Bravery, poise and technique - Farke's influence on City's academy ethos

Ryan Ledson of Preston North End and Bali Mumba of Norwich in action during the Sky Bet Championship

Young right-back Bali Mumba charges forward during Norwich City's draw at Preston - Credit: Paul Chesterton/Focus Images Ltd

The easy option for Daniel Farke at Preston would have been to press Alex Tettey into emergency centre-back action again - the Norwich City head coach was brave enough to take a risk though.

Tettey's vast experience and defensive nous had been turned to last season in the Premier League during a defensive injury crisis but after the unfortunately timed injury blows for both Ben Gibson and Christoph Zimmermann, younger legs were turned to as Andrew Omobamidele made his first senior start at Preston on Good Friday.

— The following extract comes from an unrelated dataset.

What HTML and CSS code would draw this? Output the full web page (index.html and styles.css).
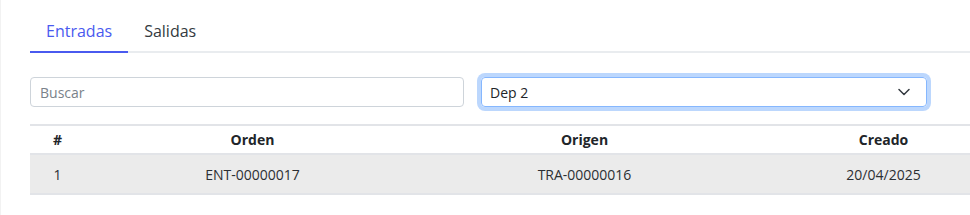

The praise of both the Irish 18-year-old and right-back Bali Mumba, 19, but with some senior experience already under his belt, was yet another feather in the cap for the Canaries' academy system.

That conveyer belt of young talent has been well established in recent years, with the importance of 'focusing on the root rather than the fruit' spoken about by sporting director Stuart Webber, since his arrival four years ago brought renewed precedence for the academy.

Jamal Lewis was the first youngster to benefit, swiftly becoming established after recovering from injury midway through 2017-18. Max Aarons and Todd Cantwell followed during the early stages of 2018-19, with Aarons famously handed his first league start at Portman Road amid the intensity of derby day.

Ben Godfrey, fresh from loan success like Cantwell, would also become an important part of that successful campaign - all grasping the opportunity fully when it arrived and barely looking back. As Farke often says; he can take a youngster to the door, but it's up to the player to walk through it.

That influence of young blood has become a key narrative element of City's success under the coach they brought in from Borussia Dortmund II.

Adam Idah became the club's youngest ever hat-trick scorer when he demolished Preston in the FA Cup last January, a month shy of his 19th birthday.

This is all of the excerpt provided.